The instrumentation engine track calls to standard APIs to identify the use of unsafe arguments, like the use of weak encryption schemes, unsafe RPC calls, code loading from untrusted path or command execution with user input.

Ostorlab instrumentation is capable of accessing encrypted traffic and does not require bypassing SSL pinning. Collected backend are then reused to perform backend analysis.

The dynamic instrumentation uses both system instrumentation techniques, like Fanotify for file system access and a custom non-pervasive runtime instrumentation engine, using JDWP and debug APIs for Android and iOS.

This approach compared to pervasive methods, like inline hooking that requires custom memory manipulation is very robust, offers more capabilities to collect runtime information, particularly for iOS applications built using Objective C and SWIFT and don’t require constant maintenance with every new system release that may bring modification to the underlying system runtime.


Ostorlab targets collected backends during dynamic analysis to identify server-side vulnerabilities. The analysis is both passive, like detecting the presence of insecure HTTP headers as well as active, like detecting SQL injection or XXE.

Ostorlab active testing uses a probabilistic approach to identify vulnerabilities.
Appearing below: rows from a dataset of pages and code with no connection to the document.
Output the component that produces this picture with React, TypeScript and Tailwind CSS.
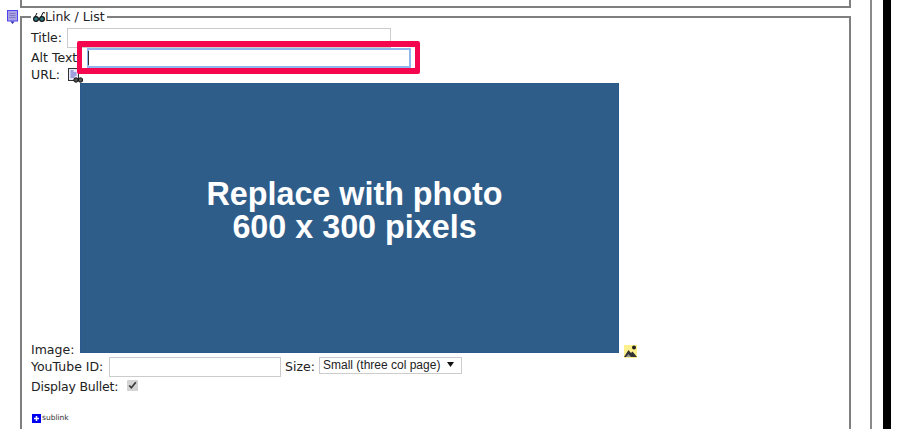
const labelFont = "font-['DejaVu_Sans',sans-serif] text-[12.5px] text-[#222] leading-[16px]";

function NoteIcon() {
  return (
    <svg width="11" height="14" viewBox="0 0 11 14" className="shrink-0">
      <rect x="0.5" y="0.5" width="10" height="10.500" fill="#a9a3e6" stroke="#4f44ee" />
      <path d="M2.500 3.500h6M2.500 5.500h6M2.500 7.500h6" stroke="#8079c4" />
      <path d="M3.500 11.500h4l-2 2.500z" fill="#2a22b0" />
    </svg>
  );
}

function GlassesIcon() {
  return (
    <svg width="12" height="12" viewBox="0 0 12 12" className="shrink-0">
      <circle cx="3" cy="8" r="2.400" fill="#2f7f8a" stroke="#111" strokeWidth="1.200" />
      <circle cx="9" cy="8" r="2.400" fill="#2f7f8a" stroke="#111" strokeWidth="1.200" />
      <path d="M2 6 4 2M8 6l2-4.500 2 .5" fill="none" stroke="#111" />
    </svg>
  );
}

function UrlIcon() {
  return (
    <svg width="15" height="15" viewBox="0 0 15 15">
      <rect x="0.5" y="0.500" width="10" height="12" fill="#e6e6f4" stroke="#333" />
      <path d="M2.500 3h3M2.500 5h6M2.500 7h6M2.500 9h4" stroke="#5a58c8" />
      <circle cx="8" cy="12" r="2.200" fill="#555" stroke="#111" />
      <circle cx="12.500" cy="12" r="2.200" fill="#555" stroke="#111" />
    </svg>
  );
}

function PictureIcon() {
  return (
    <svg width="13" height="13" viewBox="0 0 13 13">
      <rect width="13" height="13" fill="#fbf08c" />
      <circle cx="10" cy="2.500" r="2" fill="#222" />
      <path d="M0 12 4.500 5 7 8l1.500-1.500L13 12z" fill="#333" />
      <path d="M2 12l2.500-3L7 12z" fill="#999" />
    </svg>
  );
}

function PlusIcon() {
  return (
    <svg width="9" height="9" viewBox="0 0 9 9" className="shrink-0">
      <rect width="9" height="9" fill="#0000f0" />
      <path d="M4.500 2v5M2 4.500h5" stroke="#fff" strokeWidth="1.500" />
    </svg>
  );
}

export default function App() {
  return (
    <div className="relative flex h-[429px] w-[900px] overflow-hidden bg-white">
      {/* left gutter with the note icon */}
      <div className="w-[20px] shrink-0 pl-[7px] pt-[10px]">
        <NoteIcon />
      </div>

      {/* form column */}
      <div className="flex w-[831px] shrink-0 flex-col">
        <div className="h-[8px] w-full shrink-0 border-x-2 border-b-2 border-[#7f7f7f]" />

        <fieldset className="mt-[1px] h-[500px] shrink-0 border-2 border-[#7f7f7f] pl-[9px] pt-[3px]">
          <legend className={`flex items-center pl-[2px] pr-[2px] ${labelFont}`}>
            <GlassesIcon />
            Link / List
          </legend>

          <div className={`flex h-[20px] items-center ${labelFont}`}>
            <span className="w-[36px]">Title:</span>
            <input className="h-[20px] w-[324px] border border-[#ccc] bg-white" readOnly />
          </div>

          <div className={`relative flex h-[20px] items-center ${labelFont}`}>
            <span className="w-[56px]">Alt Text</span>
            <input className="h-[20px] w-[324px] border-2 border-[#8fb6ee] bg-white" readOnly />
            {/* text caret */}
            <span className="absolute left-[57px] top-[3px] h-[14px] w-[1px] bg-[#333]" />
          </div>

          <div className={`flex h-[14px] items-center ${labelFont}`}>
            <span className="w-[37px]">URL:</span>
            <UrlIcon />
          </div>

          <div className={`flex h-[271px] items-end ${labelFont}`}>
            <span className="mb-[-4px] w-[49px] leading-[15px]">Image:</span>
            <div className="flex h-[270px] w-[539px] flex-col items-center justify-center border border-[#2a5a8c] bg-[#2f5d8a] pb-[15px] pl-[10px] font-['Liberation_Sans',sans-serif] text-[32.3px] font-bold leading-[33px] text-white">
              <span>Replace with photo</span>
              <span>600 x 300 pixels</span>
            </div>
            <span className="mb-[-5px] ml-[5px]">
              <PictureIcon />
            </span>
          </div>

          <div className={`mt-[4px] flex h-[20px] items-center ${labelFont}`}>
            <span className="w-[78px]">YouTube ID:</span>
            <input className="h-[20px] w-[172px] border border-[#ccc] bg-white" readOnly />
            <span className="ml-[4px] w-[34px]">Size:</span>
            <div className="relative mb-[3px]">
              <select className="block h-[17px] w-[143px] appearance-none border border-[#ccc] bg-white pl-[3px] font-['Liberation_Sans',sans-serif] text-[12px] leading-[15px] text-[#222]">
                <option>Small (three col page)</option>
              </select>
              <svg width="7" height="5" viewBox="0 0 7 5" className="absolute right-[8px] top-[5px]">
                <path d="M0 0h7L3.500 5z" fill="#111" />
              </svg>
            </div>
          </div>

          <div className={`mt-[2px] flex h-[16px] items-center ${labelFont}`}>
            <span className="w-[96px] tracking-[-0.2px]">Display Bullet:</span>
            <input type="checkbox" defaultChecked className="mb-[4px] h-[11px] w-[11px] accent-[#d4d4d4]" />
          </div>

          <div className="ml-[1px] mt-[18px] flex items-center gap-[1px] font-['DejaVu_Sans',sans-serif] text-[7.500px] leading-[10px] text-[#333]">
            <PlusIcon />
            sublink
          </div>
        </fieldset>
      </div>

      {/* right rails */}
      <div className="ml-[19px] h-full w-[2px] shrink-0 bg-[#8a8a8a]" />
      <div className="ml-[11px] h-full w-[8px] shrink-0 bg-black" />

      {/* red callout over the alt text input */}
      <div className="absolute left-[77px] top-[41px] h-[33px] w-[343px] rounded-[2px] border-x-[5px] border-y-[6px] border-[#f5074f]" />
    </div>
  );
}
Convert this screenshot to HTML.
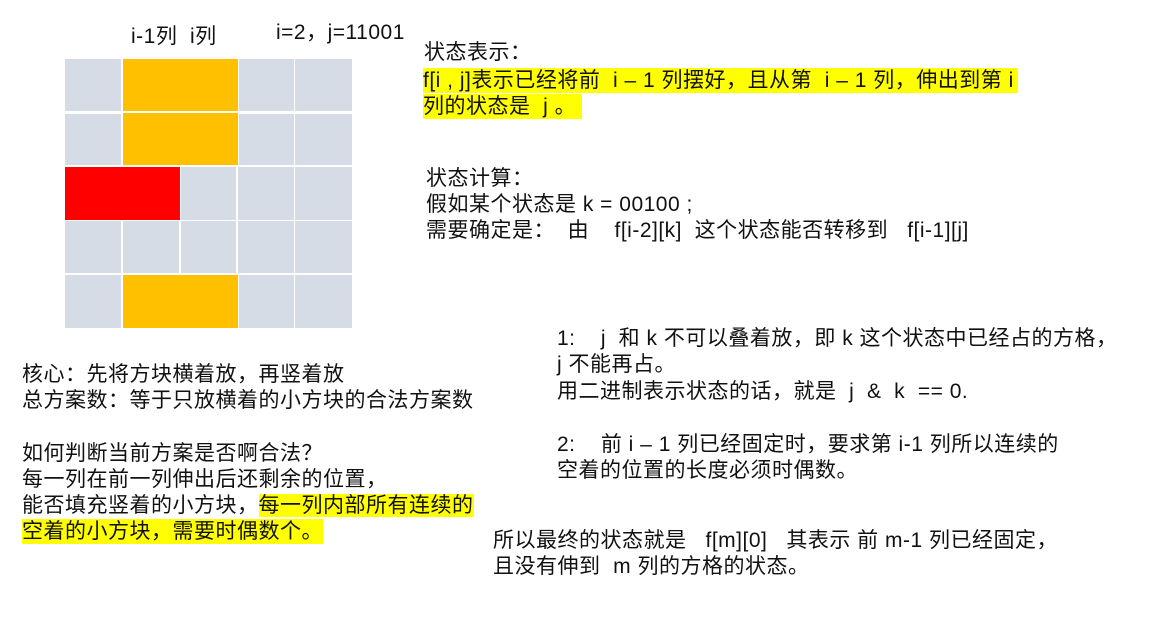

This approach has the advantage of avoiding the need to send a full payload which could be blocked, limited to a particular OS, may impact the backend stability or trigger intrusion detection systems or application firewalls.

Ostorlab backend analysis engine supports a large set of serialization schemes and has supported for nested serialization injection.

Probabilistic testing coupled with safe rate limiting protects backend systems from unexpected failures and unwanted denial of service and offers guaranteed false positive free reports.